Brian: I find that the piano is my… It’s almost like an extension of me now, to be honest. I started playing piano simply because my mom suggested that I try it. That was all it took! And so once I started, I realized, hey, I’m actually pretty good at this, so let me continue.

And so it just became over time, my expression, it was the extension of myself. It’s like the instrument and myself are like one, and that’s the way that I think about it. But I love the beauty, the sound of the piano, it’s just really what drew me. It is how it is so wonderfully complex.

There is room for dynamics and for shading and color and nuance and the ability to shape a phrase in a way that can just stir the soul. I love that the piano has such capabilities. And it seems like, at least for me, I find that the instrument is just infinitely deep. And the more that I learn about it, the more I realize I don’t know a thing, and I just keep digging and keep learning. 

And so I guess in that way, it’s kind of like, you know, I’m drawn to the immediacy of its expression, but I’m also drawn to the depth and complexity that it provides.

Center: So this is fascinating to me. I can’t tell you how many times in these interviews, when I ask about that, how did you choose your instrument? It’s almost happenstance in some way. Nancy Brace saw the harp on The Lawrence Welk Show and said, “I want that.” Steve Christopher saw Louis Armstrong play the trumpet and said, “I want that.” Your mom said, “Sit here on this bench. What do you think of this?” And you said, “I want that.”

And I just can’t help but wonder, would the same thing have happened if your mom handed you a violin? Or was the piano something that was always going to call to you? And I wonder how we can also introduce to more students who just haven’t sat down at a keyboard, who just haven’t touched a trumpet, or how can we do more of that? Because I think that initial invitation to an instrument can change your life.

Brian: Yeah, it can. Yeah. I don’t know what would have happened had my mom stuck a violin in my hand. I don’t know. I love the violin and I love string instruments. My guess would be that I probably would have taken it and run with it too.

Center: Does your mom play the piano?

Brian: Actually, no. I am the one lone artist in the family [laughs], so nobody else is musical.

Center: Well, I’m so glad. I’m so glad she did. So do you have a life outside of music? [laughs] I always ask this question and very often music is everything, but what are you doing outside of your time practicing teaching, performing?

Brian: Oh, well, I like to do some other things. Like, of course, I spend time a lot in nature, as much as I can. So hiking, which is probably one of the big motivations of me moving out here is that I can get out to the mountains. I’ve always dreamt of the mountain, so I love being out there. So I love hiking. I love getting out and go running, but mainly just for health reasons, just want to stay in shape and healthy and all. I spend a lot of time reading, so philosophy and poetry, and those are my favorites. But also, some fiction as well.
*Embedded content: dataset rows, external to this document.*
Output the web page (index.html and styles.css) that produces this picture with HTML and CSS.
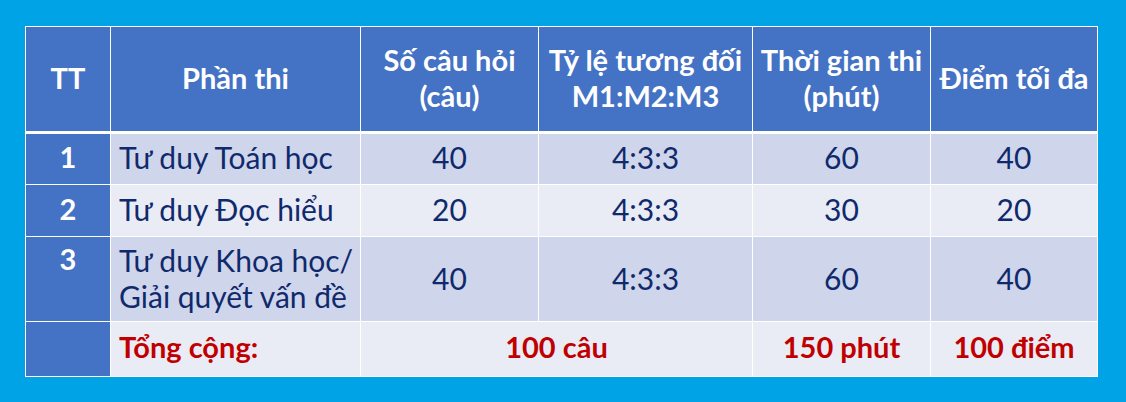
FILE: index.html
```html
<!DOCTYPE html>
<html lang="vi">
<head>
<meta charset="utf-8">
<title>Cấu trúc bài thi</title>
<link rel="stylesheet" href="styles.css">
</head>
<body>
<div class="frame">
  <table class="exam">
    <colgroup>
      <col class="c-tt">
      <col class="c-part">
      <col class="c-count">
      <col class="c-ratio">
      <col class="c-time">
      <col class="c-score">
    </colgroup>
    <thead>
      <tr class="head">
        <th>TT</th>
        <th>Phần thi</th>
        <th>Số câu hỏi<br>(câu)</th>
        <th>Tỷ lệ tương đối<br>M1:M2:M3</th>
        <th>Thời gian thi<br>(phút)</th>
        <th>Điểm tối đa</th>
      </tr>
    </thead>
    <tbody>
      <tr class="odd r1">
        <td class="num">1</td>
        <td class="name">Tư duy Toán học</td>
        <td>40</td>
        <td>4:3:3</td>
        <td>60</td>
        <td>40</td>
      </tr>
      <tr class="even r2">
        <td class="num">2</td>
        <td class="name">Tư duy Đọc hiểu</td>
        <td>20</td>
        <td>4:3:3</td>
        <td>30</td>
        <td>20</td>
      </tr>
      <tr class="odd r3">
        <td class="num">3</td>
        <td class="name">Tư duy Khoa học/<br>Giải quyết vấn đề</td>
        <td>40</td>
        <td>4:3:3</td>
        <td>60</td>
        <td>40</td>
      </tr>
      <tr class="even total">
        <td class="num"></td>
        <td class="name">Tổng cộng:</td>
        <td colspan="2">100 câu</td>
        <td>150 phút</td>
        <td>100 điểm</td>
      </tr>
    </tbody>
  </table>
</div>
</body>
</html>
```

FILE: styles.css
```css
html, body {
  margin: 0;
  padding: 0;
}
body {
  background: #00a3e6;
  width: 1126px;
  height: 402px;
  overflow: hidden;
  font-family: Lato, "Open Sans", "Liberation Sans", sans-serif;
}
.frame {
  padding: 26px 0 0 25px;
}
.exam {
  border-collapse: collapse;
  table-layout: fixed;
  width: 1072px;
  border: 1px solid #dfeaf7;
}
.c-tt { width: 85px; }
.c-part { width: 250px; }
.c-count { width: 178px; }
.c-ratio { width: 214px; }
.c-time { width: 178px; }
.c-score { width: 167px; }

.exam th,
.exam td {
  box-sizing: border-box;
  border: 1px solid #ffffff;
  padding: 0;
  text-align: center;
  vertical-align: middle;
}
.exam th {
  background: #4472c4;
  color: #ffffff;
  font-weight: 700;
  font-size: 29px;
  line-height: 36px;
  height: 106px;
  border-bottom: 3px solid #ffffff;
  padding-bottom: 2px;
}
.exam td {
  color: #0f2a6c;
  font-weight: 400;
  font-size: 30px;
  line-height: 36px;
  padding-bottom: 4px;
}
.odd td { background: #cfd5ea; }
.even td { background: #e9ebf5; }
.exam td.num {
  background: #4472c4;
  color: #ffffff;
  font-weight: 700;
  font-size: 29px;
}
.exam td.name {
  text-align: left;
  padding-left: 8px;
}
.r1 td { height: 52px; }
.r2 td { height: 52px; }
.r3 td { height: 85px; padding-bottom: 2px; }
.r3 td.num {
  vertical-align: top;
  padding-top: 4px;
}
.total td {
  height: 55px;
  color: #c00000;
  font-weight: 700;
  font-size: 29px;
}
```
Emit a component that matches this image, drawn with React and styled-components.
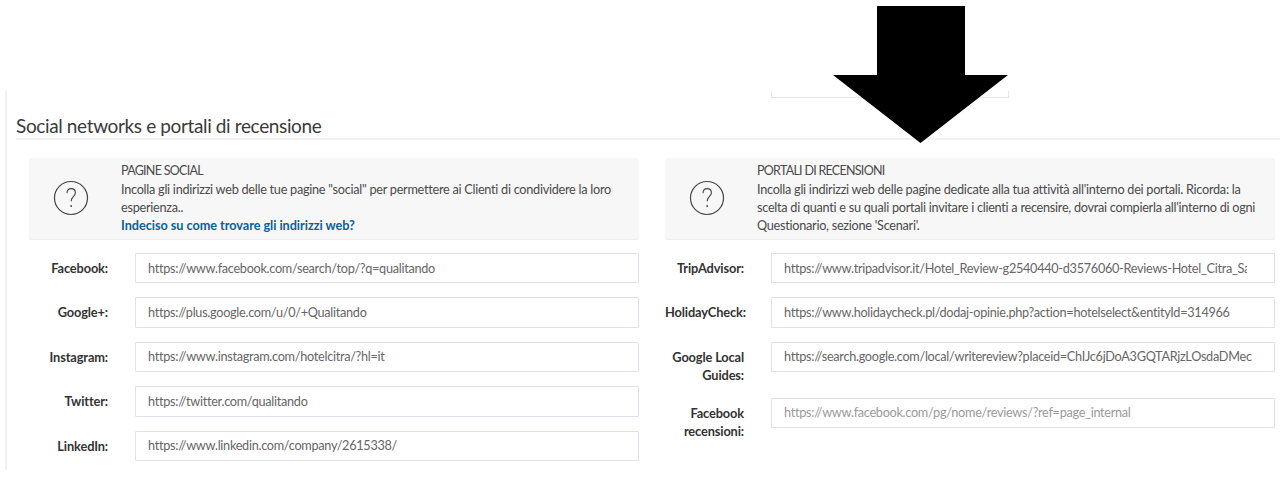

Center: You know I love to hear that. Do you have a favorite poet? Not to put you on the spot, but…

Brian: Yes, I do. And I don’t know if it’s lame, but I am a big fan of Whitman. One of my favorite, all time favorite… Because he speaks in a way that is just so resonant with how I think. And so I just, I love, anytime I open up anything of Whitman, I just get carried away in his writing.

Center: Whitman is the piano of American poetry.

Brian: Okay! 

Center: Foundational. So much of the rest of American poetry is built on a lot of Whitman’s thoughts and aesthetics, but also rich and deep in its own right.

Brian: Yes.

Center: He’s his own voice, but he’s also a voice that so many have built upon. So I’m going to call him the piano of American poetry. So you’re welcome to love him.

Brian: Okay, awesome. [laughs]

Center: [laughs] Okay, well, before we get down this… I have a feeling this conversation could go on for a long time. Do you have anything else that you’d like to say here, especially that a potential student, someone who’s never played the piano, somebody who’s curious about music but hasn’t really engaged? Is there anything they should know about you, about the Center, about piano?

Brian: About me, about the Center, about piano? Yeah, I think about me, I can start there. That students who come to me, just get ready to put your thinking caps on, because I’m going to make you think. That is my modus operandi. So, you know, that’s just what I do. Be ready to put some thoughts and some work behind what you do and what you study. And of course I will do my very best to keep things lively and interesting and hopefully intriguing, that’ll keep you coming back.

As far as, like, there were a couple of thoughts I did have in mind. As you study piano or any musical instrument, ask yourself why you want to study. And you may not know the answer right away. Maybe it’s just curiosity at first, but hopefully, at least over time, my advice would be that somewhere in your reasons why should be that: one, you want a creative outlet; and two, you’re seeking advancement of understanding and connection to the world. Okay. So that through your music you’re looking to have a deeper understanding and experience of what it is to be human, and through that, being able to communicate that to your audience.

And the second thing is this. Students, as you are studying music, go out and live life, get out into the world and experience something. Because this is the essence, the substance of music. This is what music is made of. So what use is it to have all the technical skill to play the instrument, and yet because you have not lived life there’s nothing in your soul, there’s nothing to say?

So I want you to have something to say when you sit down. And even if you’re not the most technically proficient musician, at least be the most connected, personally aware and connected humanly so that when you play your few simple notes, it will reach out and touch somebody. So those would be my bits of advice for them.

Center: You’re talking to the writer in me, for sure. I think this is just good life advice and yeah, I think it’s wonderful. Well, thank you so much. This has been a total joy to talk to you. I know I’m not alone in being so glad that you chose Colorado and Boulder/Lafayette to settle down.

Brian: Well, this is definitely a pleasure and I am so excited to be here and I’m so happy to call Boulder my home. So I look forward to being a part of this community for a long time.